## Material to process
· · ·

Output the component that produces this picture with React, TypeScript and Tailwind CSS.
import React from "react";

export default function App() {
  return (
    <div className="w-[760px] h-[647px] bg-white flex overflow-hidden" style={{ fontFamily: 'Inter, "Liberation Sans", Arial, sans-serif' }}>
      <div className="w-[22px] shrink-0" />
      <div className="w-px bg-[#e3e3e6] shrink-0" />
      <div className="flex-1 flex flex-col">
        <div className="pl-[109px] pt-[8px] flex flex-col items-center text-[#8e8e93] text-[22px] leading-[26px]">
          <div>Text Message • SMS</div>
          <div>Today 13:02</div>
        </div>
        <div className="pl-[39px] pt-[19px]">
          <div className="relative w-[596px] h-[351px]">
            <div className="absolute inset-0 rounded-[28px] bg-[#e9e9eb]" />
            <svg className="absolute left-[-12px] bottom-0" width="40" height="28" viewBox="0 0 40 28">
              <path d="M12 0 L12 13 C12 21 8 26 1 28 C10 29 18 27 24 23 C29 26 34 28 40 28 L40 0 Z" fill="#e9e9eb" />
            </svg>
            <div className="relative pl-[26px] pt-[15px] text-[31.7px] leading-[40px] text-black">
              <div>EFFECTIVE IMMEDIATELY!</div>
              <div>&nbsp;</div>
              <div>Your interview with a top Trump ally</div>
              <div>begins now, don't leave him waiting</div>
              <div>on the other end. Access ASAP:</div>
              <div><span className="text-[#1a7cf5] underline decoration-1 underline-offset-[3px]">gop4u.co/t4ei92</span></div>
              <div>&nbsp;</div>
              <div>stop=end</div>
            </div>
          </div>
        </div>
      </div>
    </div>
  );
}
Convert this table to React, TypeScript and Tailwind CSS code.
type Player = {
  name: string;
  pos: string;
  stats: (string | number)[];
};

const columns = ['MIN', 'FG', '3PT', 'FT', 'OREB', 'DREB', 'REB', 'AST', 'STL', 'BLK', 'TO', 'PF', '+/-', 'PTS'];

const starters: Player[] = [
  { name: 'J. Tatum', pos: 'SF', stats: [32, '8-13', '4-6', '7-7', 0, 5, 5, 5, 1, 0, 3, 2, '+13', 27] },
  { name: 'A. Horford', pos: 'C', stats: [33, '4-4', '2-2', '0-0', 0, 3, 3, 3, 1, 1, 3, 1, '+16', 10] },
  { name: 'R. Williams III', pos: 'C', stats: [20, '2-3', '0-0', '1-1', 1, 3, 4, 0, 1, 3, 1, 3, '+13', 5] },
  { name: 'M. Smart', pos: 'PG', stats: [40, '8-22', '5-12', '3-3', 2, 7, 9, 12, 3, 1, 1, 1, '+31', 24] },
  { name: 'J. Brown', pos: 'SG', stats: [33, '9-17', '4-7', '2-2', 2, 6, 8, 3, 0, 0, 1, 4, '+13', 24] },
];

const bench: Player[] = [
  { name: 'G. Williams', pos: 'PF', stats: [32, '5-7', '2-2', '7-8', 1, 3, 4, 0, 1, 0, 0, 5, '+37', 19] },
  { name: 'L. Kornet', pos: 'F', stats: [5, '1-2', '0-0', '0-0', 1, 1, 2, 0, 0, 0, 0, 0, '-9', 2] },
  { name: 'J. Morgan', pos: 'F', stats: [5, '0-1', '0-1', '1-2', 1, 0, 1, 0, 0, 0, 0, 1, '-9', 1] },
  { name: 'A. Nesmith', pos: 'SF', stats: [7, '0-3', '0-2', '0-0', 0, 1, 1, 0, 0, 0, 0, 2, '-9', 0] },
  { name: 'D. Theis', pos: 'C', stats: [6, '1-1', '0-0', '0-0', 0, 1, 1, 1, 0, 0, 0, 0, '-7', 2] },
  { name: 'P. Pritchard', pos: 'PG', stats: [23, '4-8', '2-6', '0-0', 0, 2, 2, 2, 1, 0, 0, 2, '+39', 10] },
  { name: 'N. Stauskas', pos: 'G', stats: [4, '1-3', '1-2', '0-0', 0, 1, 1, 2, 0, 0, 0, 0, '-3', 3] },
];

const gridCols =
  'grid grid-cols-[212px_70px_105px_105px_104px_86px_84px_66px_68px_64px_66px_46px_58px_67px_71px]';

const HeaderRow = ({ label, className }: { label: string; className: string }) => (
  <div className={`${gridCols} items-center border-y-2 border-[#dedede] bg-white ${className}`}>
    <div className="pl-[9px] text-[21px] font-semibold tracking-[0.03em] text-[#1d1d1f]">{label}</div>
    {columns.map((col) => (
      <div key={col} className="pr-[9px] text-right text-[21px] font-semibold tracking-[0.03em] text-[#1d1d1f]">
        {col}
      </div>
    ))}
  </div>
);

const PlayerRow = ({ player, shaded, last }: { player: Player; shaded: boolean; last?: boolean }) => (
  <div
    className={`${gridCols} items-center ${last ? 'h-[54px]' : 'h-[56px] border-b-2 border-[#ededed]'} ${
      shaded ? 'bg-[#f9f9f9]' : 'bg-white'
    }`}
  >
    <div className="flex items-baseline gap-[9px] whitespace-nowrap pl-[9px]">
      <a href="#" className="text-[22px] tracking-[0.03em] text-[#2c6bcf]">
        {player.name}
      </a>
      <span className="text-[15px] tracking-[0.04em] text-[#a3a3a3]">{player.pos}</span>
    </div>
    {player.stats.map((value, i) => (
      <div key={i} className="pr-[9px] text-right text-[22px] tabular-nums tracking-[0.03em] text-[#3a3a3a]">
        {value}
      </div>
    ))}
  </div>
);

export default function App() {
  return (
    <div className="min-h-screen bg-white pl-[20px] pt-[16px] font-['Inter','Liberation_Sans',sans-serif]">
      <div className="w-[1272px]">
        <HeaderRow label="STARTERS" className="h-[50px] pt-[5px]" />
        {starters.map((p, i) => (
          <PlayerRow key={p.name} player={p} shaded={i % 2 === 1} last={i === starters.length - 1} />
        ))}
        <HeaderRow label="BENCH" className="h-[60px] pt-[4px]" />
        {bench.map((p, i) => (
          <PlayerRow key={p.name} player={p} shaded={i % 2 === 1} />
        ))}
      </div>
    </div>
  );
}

· · ·

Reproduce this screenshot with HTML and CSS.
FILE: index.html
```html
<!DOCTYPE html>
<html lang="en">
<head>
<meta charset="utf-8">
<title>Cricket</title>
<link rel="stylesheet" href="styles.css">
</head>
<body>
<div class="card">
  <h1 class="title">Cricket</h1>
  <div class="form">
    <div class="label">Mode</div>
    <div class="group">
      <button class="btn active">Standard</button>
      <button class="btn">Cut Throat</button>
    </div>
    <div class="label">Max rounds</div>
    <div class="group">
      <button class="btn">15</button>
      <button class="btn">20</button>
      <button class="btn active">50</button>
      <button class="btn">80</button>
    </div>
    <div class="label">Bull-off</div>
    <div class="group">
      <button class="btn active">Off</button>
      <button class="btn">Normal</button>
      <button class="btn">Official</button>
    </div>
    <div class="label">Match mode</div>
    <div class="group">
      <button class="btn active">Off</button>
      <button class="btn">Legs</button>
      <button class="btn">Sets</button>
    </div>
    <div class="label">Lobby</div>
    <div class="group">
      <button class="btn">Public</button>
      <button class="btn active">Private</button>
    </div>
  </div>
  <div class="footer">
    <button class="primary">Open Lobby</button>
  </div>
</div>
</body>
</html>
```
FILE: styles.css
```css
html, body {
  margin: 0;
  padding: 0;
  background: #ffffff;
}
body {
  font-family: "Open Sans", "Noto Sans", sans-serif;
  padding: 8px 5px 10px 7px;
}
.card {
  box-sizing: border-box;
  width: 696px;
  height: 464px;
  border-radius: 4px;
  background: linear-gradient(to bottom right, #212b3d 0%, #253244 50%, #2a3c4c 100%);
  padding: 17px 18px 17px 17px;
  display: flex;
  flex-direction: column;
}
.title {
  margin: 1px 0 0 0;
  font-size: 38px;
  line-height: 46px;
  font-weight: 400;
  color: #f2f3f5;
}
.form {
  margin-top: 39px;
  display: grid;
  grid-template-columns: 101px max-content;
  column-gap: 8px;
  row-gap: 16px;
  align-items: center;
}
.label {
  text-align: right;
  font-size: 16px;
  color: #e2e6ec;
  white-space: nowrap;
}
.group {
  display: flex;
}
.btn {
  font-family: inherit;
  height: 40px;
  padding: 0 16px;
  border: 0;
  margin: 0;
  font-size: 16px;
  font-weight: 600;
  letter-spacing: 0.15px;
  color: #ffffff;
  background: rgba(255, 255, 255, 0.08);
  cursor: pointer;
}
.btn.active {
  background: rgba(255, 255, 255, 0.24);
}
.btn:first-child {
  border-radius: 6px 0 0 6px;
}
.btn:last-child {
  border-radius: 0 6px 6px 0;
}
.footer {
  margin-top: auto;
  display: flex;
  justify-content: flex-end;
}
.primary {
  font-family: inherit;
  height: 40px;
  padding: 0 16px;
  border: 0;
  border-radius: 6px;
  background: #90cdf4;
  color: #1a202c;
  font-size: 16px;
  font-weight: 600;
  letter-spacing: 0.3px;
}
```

· · ·

## Directions for this task
Write out again only the lines from the line containing "Output the component" through the line containing "import React from", both included, exactly as they are.

## Worked answer
Output the component that produces this picture with React, TypeScript and Tailwind CSS.
import React from "react";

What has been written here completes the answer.